In this sensitive book about border violence, Staudt provides illuminating answers to perplexing questions long asked by people around the world about recent grotesque crimes against women in the notorious city of Ciudad Juárez. Staudt skillfully examines the femicide phenomenon and proceeds to investigate everyday domestic violence, grounding her findings in direct fieldwork and wide-ranging multi-disciplinary and theoretical research. Spotlighting the frustrated efforts of public and private institutions to address the problem, Staudt eloquently points out the urgent need for greater gender justice on the border.

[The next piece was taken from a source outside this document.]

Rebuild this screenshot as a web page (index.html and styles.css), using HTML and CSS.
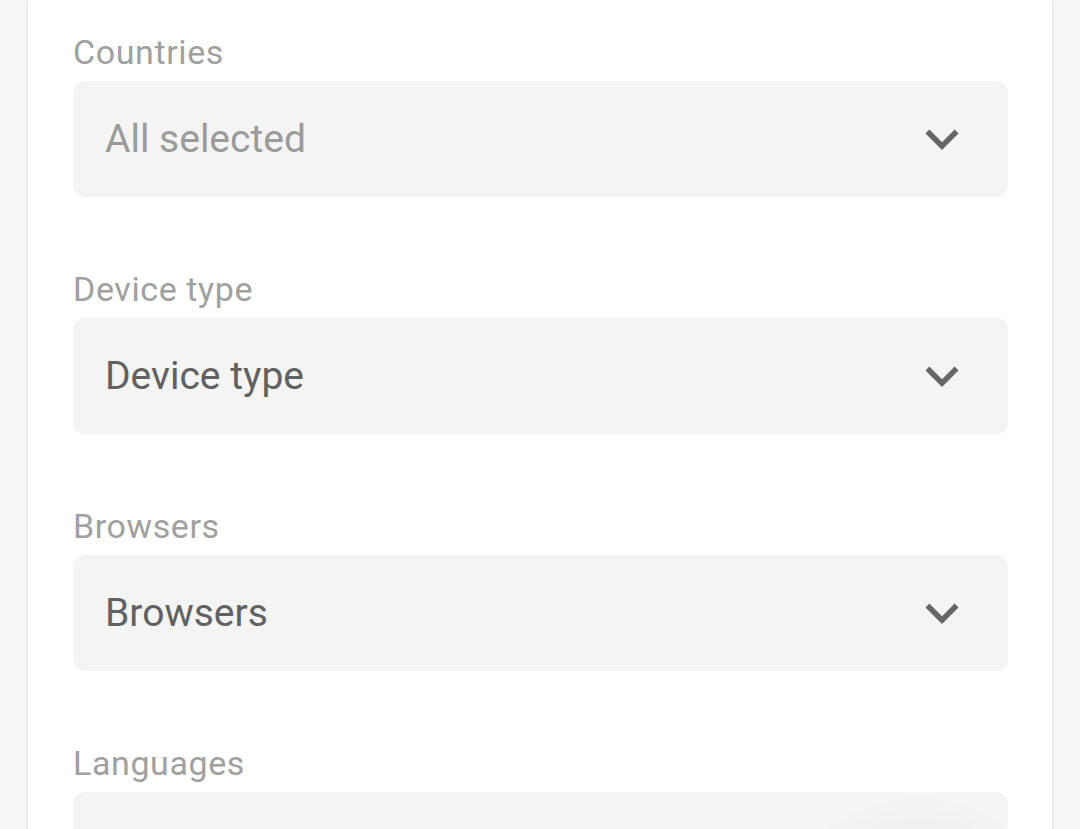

In her splendid book, Kathleen Staudt shows why paying close and nuanced attention to violence and organizing against it reveals so much about both gritty urban politics and sprawling globalization. This book deserves a wide readership across disciplinary borders.
This accessible book exposes the complexity of the murder of women in Ciudad Juárez. Avoiding easy explanations, Staudt presents a nuanced analysis of the different factors that contributed to such a level of violence against women. Her perceptive analysis illuminates how political drama is central to understanding both, how the Mexican institutions have reacted to the murders, and how activists mobilized to obtain an institutional response to stop violence against women.
Kathleen Staudt is an award-winning Professor of Political Science and Director of the Center for Civic Engagement at the University of Texas at El Paso. She has written or co-authored more than a dozen scholarly books on women's studies, borderlands, and political science, most recently Pledging Allegiance: Learning Nationalism at the El Paso-Juárez Border, with Susan Rippberger, and Fronteras No Más: Toward Social Justice at the U.S.-Mexico Border, with Irasema Coronado.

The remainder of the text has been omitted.